The fund, and by extension RMA, are part of the country’s social security net. If the system fails, it can be construed as a violation of workers’ constitutional rights, says Matshidza.
RMA and its shareholders, the mines, also stand to benefit from the new business. By law, it will not be allowed to cross-subsidise the compensation costs of the more dangerous mines, which come to R1 billion a year.
RMA wants to take over compensation funding in other sectors, too.
One reason is that, though it is by law a nonprofit company, the mining industry could see its bill reduced should other sectors, such as manufacturers, come on board to share the load.
Another reason is the decline in mining employment.
RMA is sitting with much excess capacity, says Matshidze.

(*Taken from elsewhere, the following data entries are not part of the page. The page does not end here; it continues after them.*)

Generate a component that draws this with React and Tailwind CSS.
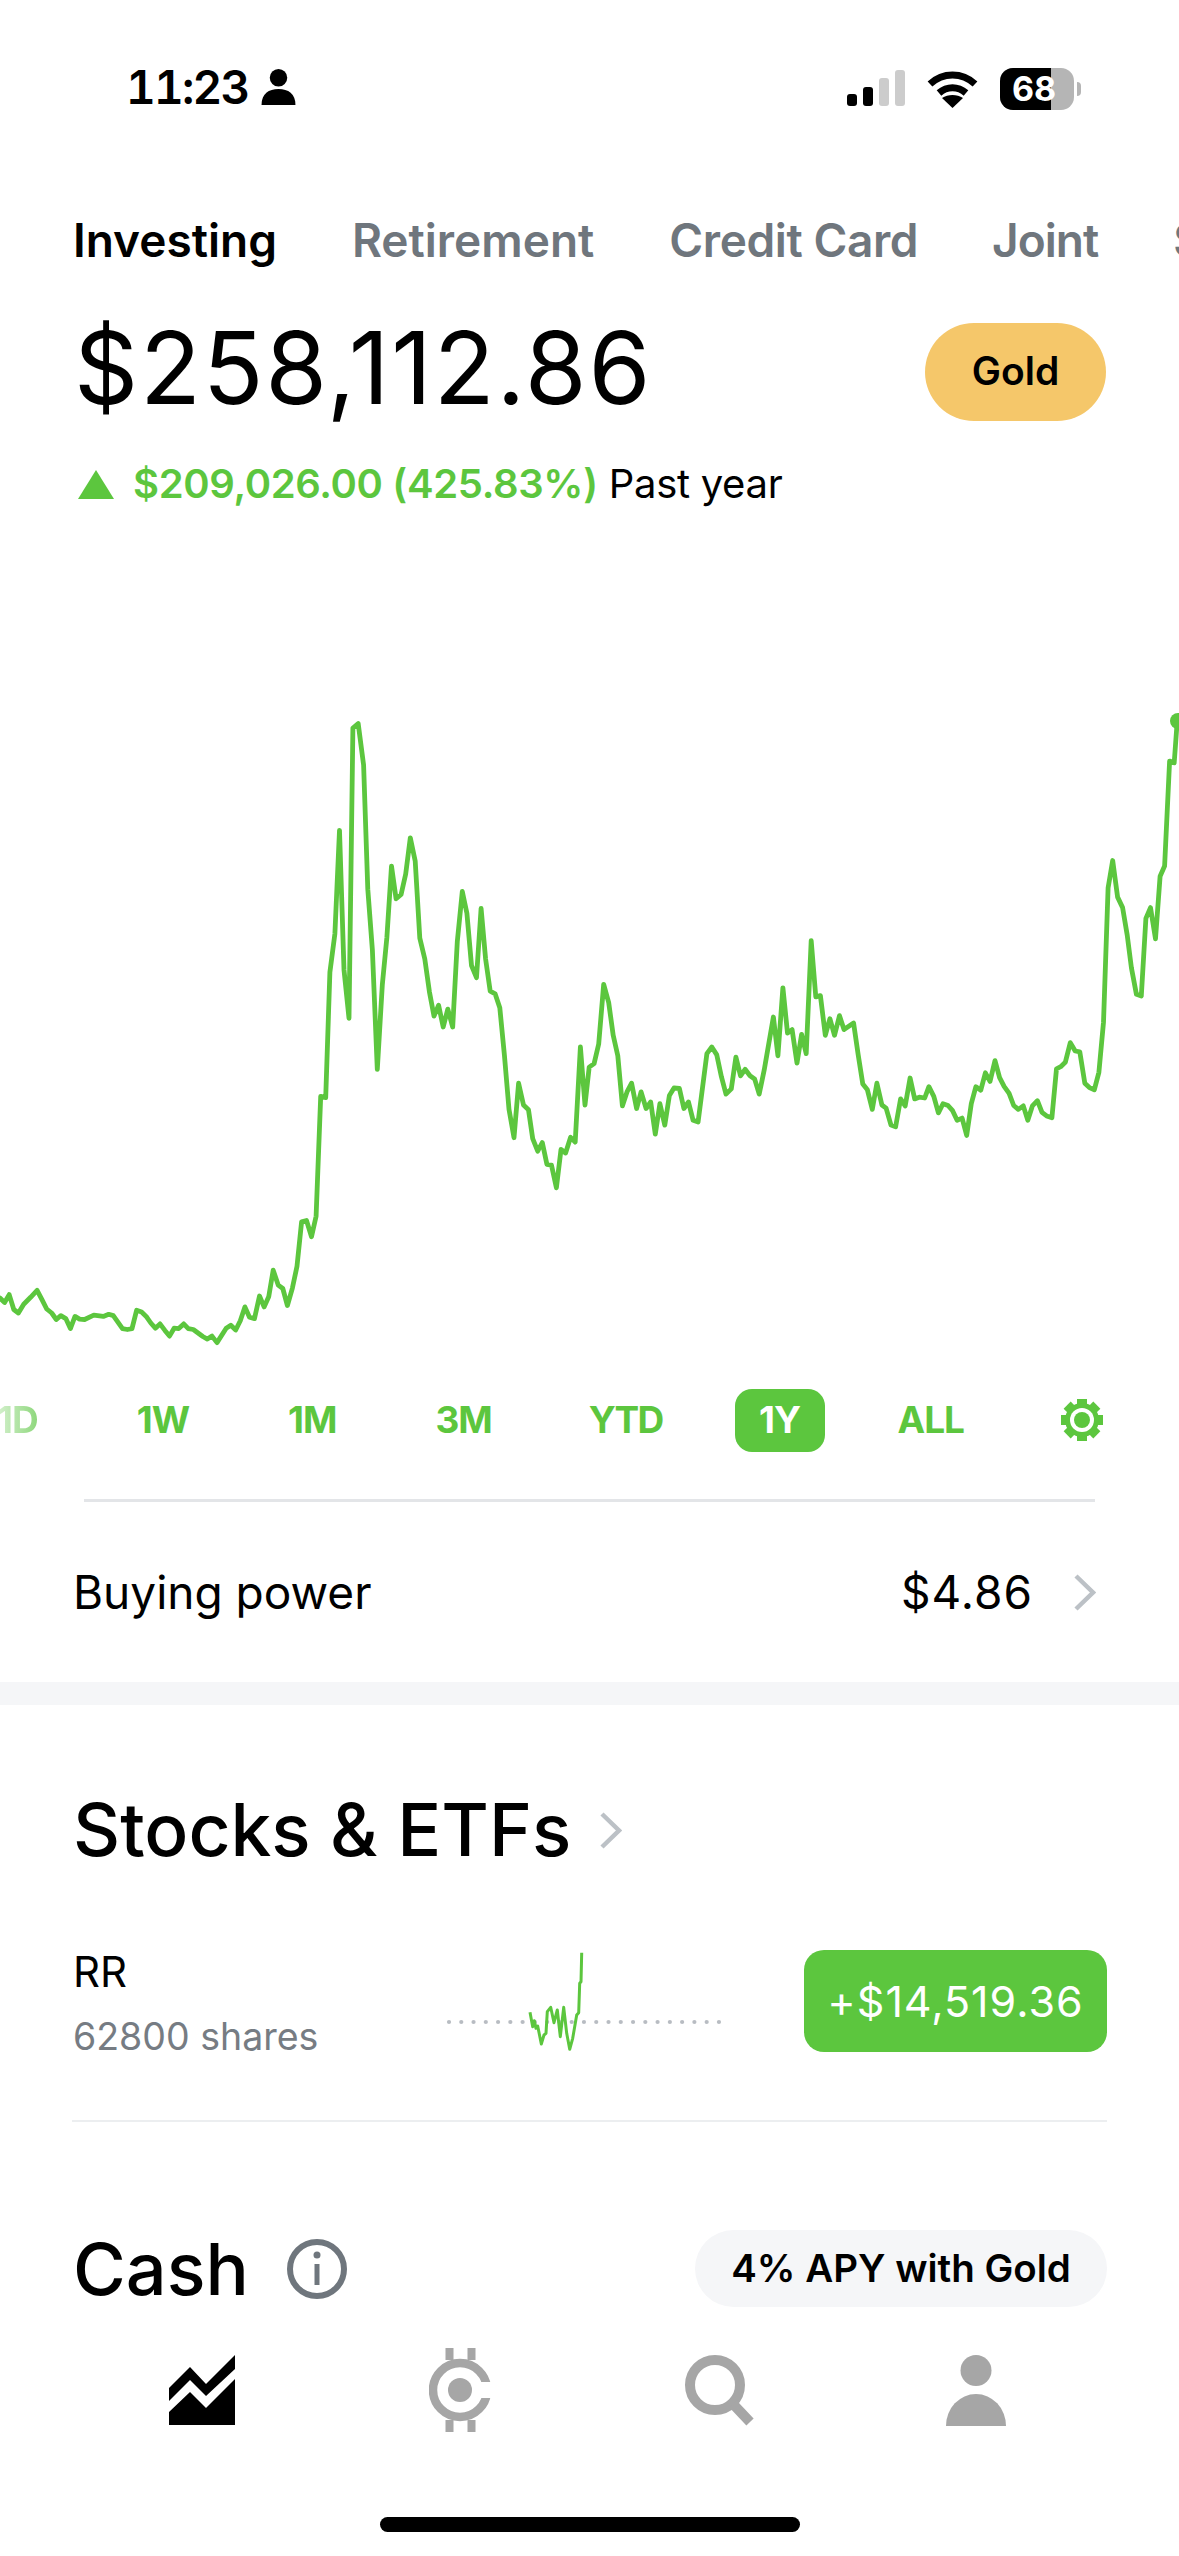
const G = "#5cc63e";

const z2 = "0,1418 12,1428 24,1410 36,1444 48,1452 62,1432 80,1416 97,1400 110,1422 122,1443 135,1452 147,1467 159,1458 172,1465 184,1488 196,1460 208,1466 221,1467 245,1457 270,1460 284,1455 296,1458 320,1488 333,1490 345,1488 357,1446 370,1450 382,1460 394,1475 406,1487 418,1477 431,1492 443,1505 455,1487 467,1488 480,1477 492,1488 505,1490 530,1506 542,1512 554,1505 567,1520 591,1487 603,1480 616,1491 628,1470 640,1438 652,1462 665,1465 678,1413 690,1438 702,1415 714,1354 727,1388 739,1396 751,1435 764,1395 776,1345 788,1243 801,1240 814,1277 826,1230 838,955 851,958 862,670 875,582 887,345 899,665 912,776 922,110 936,100 950,195 961,480 973,620 986,893 999,700 1011,590 1023,427 1035,502 1048,492 1060,445 1072,362 1085,415 1097,592 1110,640 1122,715 1134,771 1146,746 1158,796 1170,755 1183,796 1195,600 1208,485 1220,535 1232,655 1245,683 1257,524 1269,640 1281,714 1294,720 1306,752 1318,860 1330,985 1343,1050 1355,925 1368,975 1381,986 1392,1052 1405,1081 1417,1061 1429,1111 1441,1113 1454,1165 1466,1077 1478,1085 1491,1049 1503,1060";
const z3 = "1,842 13,975 24,888 37,880 49,835 62,698 75,740 87,815 99,862 111,977 123,945 135,925 148,983 160,945 173,983 185,968 197,1042 209,972 222,1021 234,953 246,936 260,937 272,983 284,968 296,1010 309,1014 332,857 345,842 358,860 370,910 382,950 396,938 408,865 420,908 432,893 445,908 457,915 469,950 482,895 506,773 518,862 531,706 543,810 555,802 568,879 580,813 592,857 605,598 617,727 629,724 642,815 654,777 666,815 679,770 691,802 716,787 728,860 740,927 752,940 765,985 777,925 790,975 801,982 814,1021 826,1025 839,961 851,977 864,913 876,961 888,957 902,959 913,933 926,955 938,993 950,972 963,976 975,988 987,1010 1000,1005 1012,1045 1024,972 1036,933 1049,941 1061,901 1073,921 1086,873 1098,912 1110,932 1123,948 1135,976 1147,985 1160,977 1172,1010 1184,977 1197,965 1209,992 1221,1000 1235,1004 1247,892 1258,887 1270,877 1283,832 1296,851 1308,853 1321,925 1333,935 1346,940 1358,900 1370,785 1382,477 1394,414 1407,498 1420,522 1432,585 1443,660 1456,721 1469,725 1481,547 1493,522 1506,594 1518,450 1530,427 1543,186 1555,190 1563,95";

const conv = (s, ox, sx) =>
  s.split(" ").map((p) => {
    const [x, y] = p.split(",").map(Number);
    return `${(ox + x / sx).toFixed(1)},${(680 + y / 2.294).toFixed(1)}`;
  });
const chartPoints = [...conv(z2, 0, 2.613), ...conv(z3, 580, 2.617)].join(" ");

const spark = "330,247 338,290 343,272 348,295 353,288 358,312 364,342 372,315 378,310 382,245 392,232 402,278 412,240 421,320 431,232 440,310 449,358 458,325 470,255 476,248 479,160 483,155 485,68"
  .split(" ")
  .map((p) => {
    const [x, y] = p.split(",").map(Number);
    return `${(x / 3).toFixed(1)},${(y / 3).toFixed(1)}`;
  })
  .join(" ");

const Chevron = ({ className }) => (
  <svg viewBox="0 0 23 37" className={className} fill="none" stroke="#bcc1c6" strokeWidth="4.5">
    <path d="M3 2 L20 18.5 L3 35" />
  </svg>
);

const Gear = () => (
  <svg viewBox="0 0 44 44" className="w-[44px] h-[44px]" fill={G}>
    {[0, 45, 90, 135, 180, 225, 270, 315].map((a) => (
      <rect key={a} x="17" y="1" width="10" height="9" transform={`rotate(${a} 22 22)`} />
    ))}
    <circle cx="22" cy="22" r="17" />
    <circle cx="22" cy="22" r="12" fill="#fff" />
    <circle cx="22" cy="22" r="8" />
  </svg>
);

function StatusBar() {
  return (
    <div className="h-[176px] pt-[64px] pl-[126px] pr-[98px] flex items-start justify-between">
      <div className="flex items-center gap-[13px] h-[46px]">
        <span className="text-[46px] leading-[46px] font-semibold tabular-nums tracking-[-1.8px] text-black">11:23</span>
        <svg viewBox="0 0 33 35" className="w-[35px] h-[36px]" fill="#000">
          <circle cx="16.5" cy="8.5" r="8.5" />
          <path d="M0 35 C0 24 7 19.5 16.5 19.5 C26 19.5 33 24 33 35 Z" />
        </svg>
      </div>
      <div className="flex items-start gap-[22px] pt-[4px]">
        <div className="flex items-end gap-[6px] h-[36px] mt-[2px]">
          <div className="w-[10px] h-[12px] rounded-[3px] bg-black" />
          <div className="w-[10px] h-[19px] rounded-[3px] bg-black" />
          <div className="w-[10px] h-[28px] rounded-[3px] bg-[#cccccc]" />
          <div className="w-[10px] h-[36px] rounded-[3px] bg-[#cccccc]" />
        </div>
        <svg viewBox="0 0 51 38" className="w-[51px] h-[38px] mt-[2px]" fill="none" stroke="#000" strokeWidth="7">
          <path d="M3 14 C16 2 35 2 48 14" />
          <path d="M12 23 C20 16 31 16 39 23" />
          <path d="M25.5 38 L15 28 C21 24 30 24 36 28 Z" fill="#000" stroke="none" />
        </svg>
        <div className="flex items-center gap-[3px]">
          <div className="relative w-[74px] h-[42px] rounded-[13px] overflow-hidden bg-[#b5b5b5]">
            <div className="h-full w-[51px] bg-black" />
            <span className="absolute inset-0 flex items-center justify-center pr-[6px] text-[34px] leading-none font-bold text-white">68</span>
          </div>
          <div className="w-[4px] h-[14px] rounded-r-[4px] bg-[#b5b5b5]" />
        </div>
      </div>
    </div>
  );
}

function NavIcons() {
  return (
    <div className="h-[100px] mt-[33px] relative">
      <div className="flex items-center h-full">
        <svg viewBox="0 0 66 70" className="w-[66px] h-[70px] ml-[169px]" fill="#000">
          <path d="M0 33 L21 12 L37 29 L66 0 L66 14 L37 41 L21 25 L0 46 Z" />
          <path d="M0 57 L21 37 L37 53 L66 24 L66 70 L0 70 Z" />
        </svg>
        <svg viewBox="0 0 62 84" className="w-[62px] h-[84px] ml-[194px]" fill="none" stroke="#a6a6a6">
          <path d="M20.5 0 V12 M42.5 0 V12 M20.5 72 V84 M42.5 72 V84" strokeWidth="8" />
          <circle cx="31" cy="42" r="27" strokeWidth="8.5" />
          <rect x="46" y="34" width="16" height="16" fill="#fff" stroke="none" />
          <circle cx="31" cy="42" r="12" fill="#a6a6a6" stroke="none" />
        </svg>
        <svg viewBox="0 0 70 72" className="w-[70px] h-[72px] ml-[193px]" fill="none" stroke="#a6a6a6" strokeWidth="10">
          <circle cx="31" cy="31" r="25" />
          <path d="M49 50 L66 68" strokeWidth="10" />
        </svg>
        <svg viewBox="0 0 60 71" className="w-[60px] h-[71px] ml-[192px]" fill="#a6a6a6">
          <circle cx="30" cy="15.5" r="15.5" />
          <path d="M0 71 A30 32 0 0 1 60 71 Z" />
        </svg>
      </div>
    </div>
  );
}

export default function App() {
  return (
    <div className="w-[1179px] h-[2556px] bg-white overflow-hidden [font-family:Inter,sans-serif] text-black flex flex-col">
      <StatusBar />

      <div className="h-[128px] flex items-center pl-[73px] gap-[75px] whitespace-nowrap text-[46px] font-semibold text-[#6f767d]">
        <span className="text-black">Investing</span>
        <span>Retirement</span>
        <span className="tracking-[-0.4px]">Credit Card</span>
        <span className="tracking-[-1px] -ml-[1px]">Joint</span>
        <span>Spending</span>
      </div>

      <div className="h-[136px] flex items-center justify-between pl-[74px] pr-[73px]">
        <span className="text-[100px] leading-none -mt-[8px] tracking-[1.8px]">$258,112.86</span>
        <div className="w-[181px] h-[98px] -mt-[1px] rounded-[49px] bg-[#f5c76a] flex items-center justify-center text-[39px] font-semibold">
          Gold
        </div>
      </div>

      <div className="h-[88px] flex items-center pl-[78px] text-[40px] whitespace-nowrap">
        <svg viewBox="0 0 36 29" className="w-[36px] h-[29px] mr-[19px]" fill={G}>
          <path d="M18 0 L36 29 H0 Z" />
        </svg>
        <span className="font-semibold text-[#5cc63e] tracking-[-0.35px]">$209,026.00 (425.83%)</span>
        <span className="ml-[11px] tracking-[-0.3px]">Past year</span>
      </div>

      <svg viewBox="0 528 1179 842" className="block w-[1179px] h-[842px] shrink-0">
        <polyline points={chartPoints} fill="none" stroke={G} strokeWidth="4.8" strokeLinejoin="round" strokeLinecap="round" />
        <circle cx="1178" cy="721" r="8" fill={G} />
      </svg>

      <div className="h-[100px] flex items-center -ml-[28px] gap-[49px] text-[37px] font-bold tracking-[-1px] text-[#5cc63e] whitespace-nowrap">
        <span className="px-[25px] bg-gradient-to-r from-white to-[#5cc63e] bg-clip-text text-transparent">1D</span>
        <span className="px-[25px]">1W</span>
        <span className="px-[25px]">1M</span>
        <span className="px-[25px]">3M</span>
        <span className="px-[25px] -ml-[2px] tracking-[-1.7px]">YTD</span>
        <span className="w-[90px] -ml-[2px] -mr-[1px] h-[63px] rounded-[17px] bg-[#5cc63e] text-white flex items-center justify-center">1Y</span>
        <span className="px-[25px]">ALL</span>
        <span className="px-[25px] -ml-[3px] flex items-center"><Gear /></span>
      </div>

      <div className="h-[3px] mt-[29px] ml-[84px] mr-[84px] bg-[#e3e5e8] shrink-0" />

      <div className="h-[180px] flex items-center justify-between pl-[73px] pr-[83px] text-[46px] shrink-0">
        <span>Buying power</span>
        <div className="flex items-center gap-[40px]">
          <span className="tracking-[1px]">$4.86</span>
          <Chevron className="w-[23px] h-[37px]" />
        </div>
      </div>

      <div className="h-[23px] bg-[#f5f6f8] shrink-0" />

      <div className="h-[245px] pt-[5px] flex items-center pl-[73px] gap-[28px] shrink-0">
        <span className="text-[73px] font-medium">Stocks &amp; ETFs</span>
        <Chevron className="w-[23px] h-[37px]" />
      </div>

      <div className="h-[102px] flex items-start pl-[73px] pr-[72px] shrink-0">
        <div className="w-[347px] shrink-0 flex flex-col">
          <span className="text-[42px] leading-[44px]">RR</span>
          <span className="text-[37.5px] leading-[48px] mt-[19px] text-[#767c83]">62800 shares</span>
        </div>
        <svg viewBox="0 0 320 140" className="w-[320px] h-[140px] shrink-0 -my-[20px]" fill="none">
          {Array.from({ length: 23 }, (_, i) => (
            <circle key={i} cx={29 + i * 12.27} cy="92" r="2.1" fill="#b8bcc2" />
          ))}
          <polyline points={spark} stroke={G} strokeWidth="3" strokeLinejoin="round" />
        </svg>
        <div className="ml-auto w-[303px] h-[102px] rounded-[20px] bg-[#5cc63e] flex items-center justify-center text-[43px] tracking-[1px] text-white">
          +$14,519.36
        </div>
      </div>

      <div className="h-[2px] mt-[68px] ml-[72px] mr-[72px] bg-[#eceef0] shrink-0" />

      <div className="mt-[108px] h-[77px] flex items-center justify-between pl-[73px] pr-[72px] shrink-0">
        <div className="flex items-center gap-[38px]">
          <span className="text-[72px] font-medium">Cash</span>
          <svg viewBox="0 0 60 60" className="w-[60px] h-[60px]" fill="none" stroke="#6f767d" strokeWidth="6">
            <circle cx="30" cy="30" r="27" />
            <path d="M30 25 V46" strokeWidth="5" />
            <circle cx="30" cy="16" r="3.5" fill="#6f767d" stroke="none" />
          </svg>
        </div>
        <div className="w-[412px] h-[77px] rounded-[39px] bg-[#f5f6f8] flex items-center justify-center text-[38.5px] font-semibold whitespace-nowrap">
          4% APY with Gold
        </div>
      </div>

      <NavIcons />

      <div className="w-[420px] h-[15px] mt-[77px] ml-[380px] rounded-full bg-black shrink-0" />
    </div>
  );
}
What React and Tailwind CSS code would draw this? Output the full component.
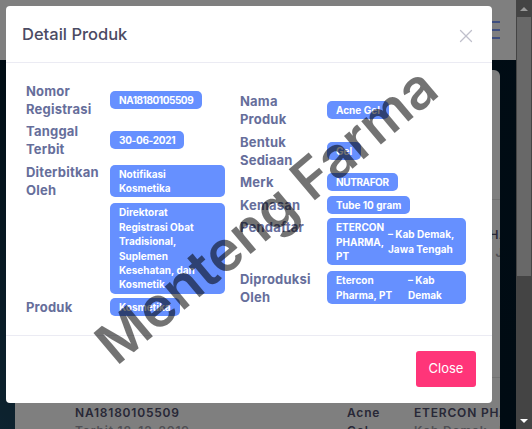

In the heyday of South African gold mining, the company insured 700 000 workers. That has dropped to 400 000. The class 13 transfer will at the least double the work of RMA, potentially cutting the running costs carried by mines in half.
Though RMA is licensed to offer the same statutory cover as the fund does by law, it has other insurance products registered with the Financial Services Board. These are not bound by the same nonprofit imperative but they barely break even, Matshidze claims.
The Augmentation Policy – which nearly all RMA’s mining clients pay for – augments the insurance for injured workers to make up for lost earnings rather than the statutory minimum cover. RMA also sells policies to cover workers while they are commuting or are at the mines’ hostels.
A product ideal for the manufacturing sector is the riot policy, which insures against workers’ injuries during strikes and other disturbances.
It is uncertain how long the arrangement with RMA will last. The initial licence is for three years, but it is renewable.
Matshidze would not be drawn on whether RMA wants to make the arrangement permanent, but said there was no reason it could not take over more of the compensation system.
The office of the fund’s commissioner, Shadrack Mkhonto, was unreachable by phone this week and it did not respond to written questions about the transfer.
RMA is still conducting consultations with employer groups and unions in the class 13 sectors. This largely means the Steel and Engineering Industries Federation of Southern Africa (Seifsa) and Numsa.
Seifsa’s CEO, Kaizer Nyatsumba, had no comment on the proposed development.